Ask me where your gift can go, because there is always a place. The gift is of the Spirit and this is the
Spirit’s church; as Paul writes, all such things are for “the common good.” Professor James Boyce writes, “At the center [of
this text] stands a confidence in the grace of God that has been given to all
in Christ Jesus. This confidence is extended in the promise that God has called
believers into this fellowship in the name of Jesus their Lord, and that God is
faithful to his promise to hold and strengthen them until the day of Jesus
Christ.

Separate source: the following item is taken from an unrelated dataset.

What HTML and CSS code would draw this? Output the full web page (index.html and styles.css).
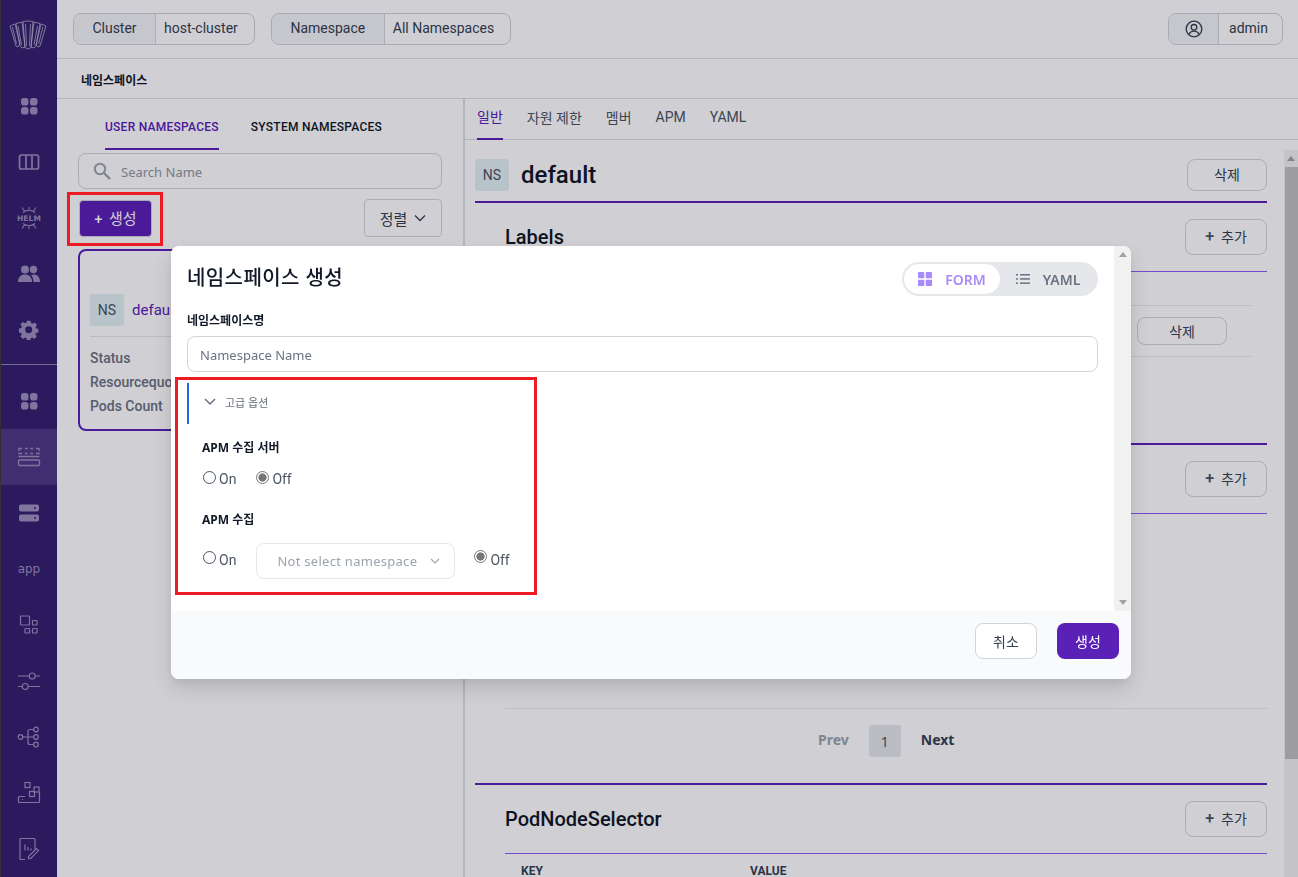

The sign and seal of this faithfulness is the assurance of the Spirit’s
active presence in their person and community and, no matter what their fears
and particular evidences to the contrary, as ones called into this community
they are not lacking in any gift that the Spirit has to offer…The guiding
principle, in the form of a Pauline mantra, is confidence that with the
Spirit’s gifts comes the wisdom to understand and the ability to work for that
which ‘builds up the community.’”[5]
St. Luke’s
does not have to exist—there is no fundamental universal truth that requires
this congregation. But St. Luke’s does
exist, does hold these particular three ribs of the Body of Christ, does
stand in the communities of Essexville and Bay City and all the other places we
go to say Christ is risen, God loves extravagantly, and the darkness shall not
overcome the light. How are your gifts
part of that message, Church? And how can
our faithful stewardship of these gifts continue always to bring glory to the
God we claim and Who claims us, each and every day?
May we have
the clarity to seek how the Spirit has gifted us. May we have the courage to use these
Spirit-filled gifts. And may we have the
grace to walk with each other on this new path home. Amen.